Donne, madri, ma soprattutto amiche in un patto di sorellanza che vale anche quando vorresti non averlo mai stretto: è come se Lila e Lenù non potessero sfuggire l’una dall’altra. E allora la regia di Laura Bispuri si concentra sui primi piani, sui moti dell’animo nei volti, instaurando una sorta di intimità feroce, come quella che lega le protagoniste, con tutti i personaggi. E il cast pare il grande cinema italiano riunito, a partire dal gigantesco Fabrizio Gifuni nei panni dell’odiatissimo Nino Sarratore, ma anche Stefano Dionisi (Franco Mari), Pier Giorgio Bellocchio (Pietro Airota), Daria Deflorian (Adele Airota), Lino Musella (Marcello Solara), Eduardo Scarpetta (Pasquale Peluso) ed Edoardo Pesce (Michele Solara). Menzione speciale per Sonia Bergamasco meravigliosamente radical chic as Mariarosa Airota.

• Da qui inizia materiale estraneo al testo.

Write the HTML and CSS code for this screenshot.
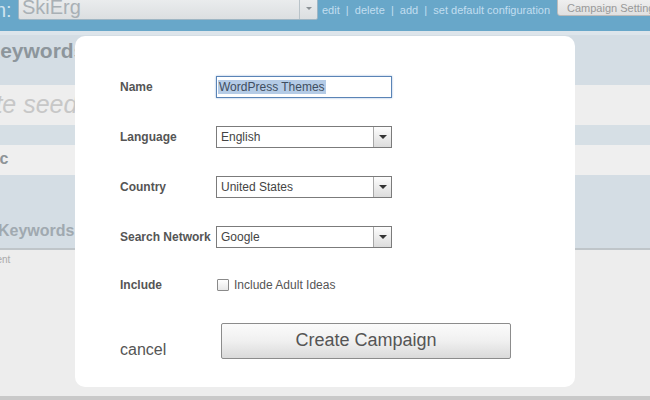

La voce di Lenù adulta si sovrappone al volto di Alba Rohrwacher. Sì, è vero, nell’apparenza sembra aver meno a che fare con Margherita Mazzucco, ma di Lenù ci restituisce il core, quel senso di maternità tormentatissima (è una Figlia oscura che ce l’ha fatta), quell’inquietudine perenne, quell’essere disarmata di fronte a un amore totalizzante e tossico. Ed è come se in qualche modo, incanto del cinema (perché di questo stiamo parlando: cinema), tutto ritrovasse il suo posto. Sorprende poi la somiglianza di Irene Maiorino con Gaia Girace, e ugualmente impressiona la restituzione del fascino selvaggio, della sfuggevolezza e dell’irruenza di Lila. Se quella di Lenù continua ad essere una ribellione costante e determinata ma in qualche modo più quieta – lo dico: demure – bisogna riconoscerlo: non c’è brat più brat di Lila. Perdonaci Elena Ferrante, tocca stare nel nostro tempo.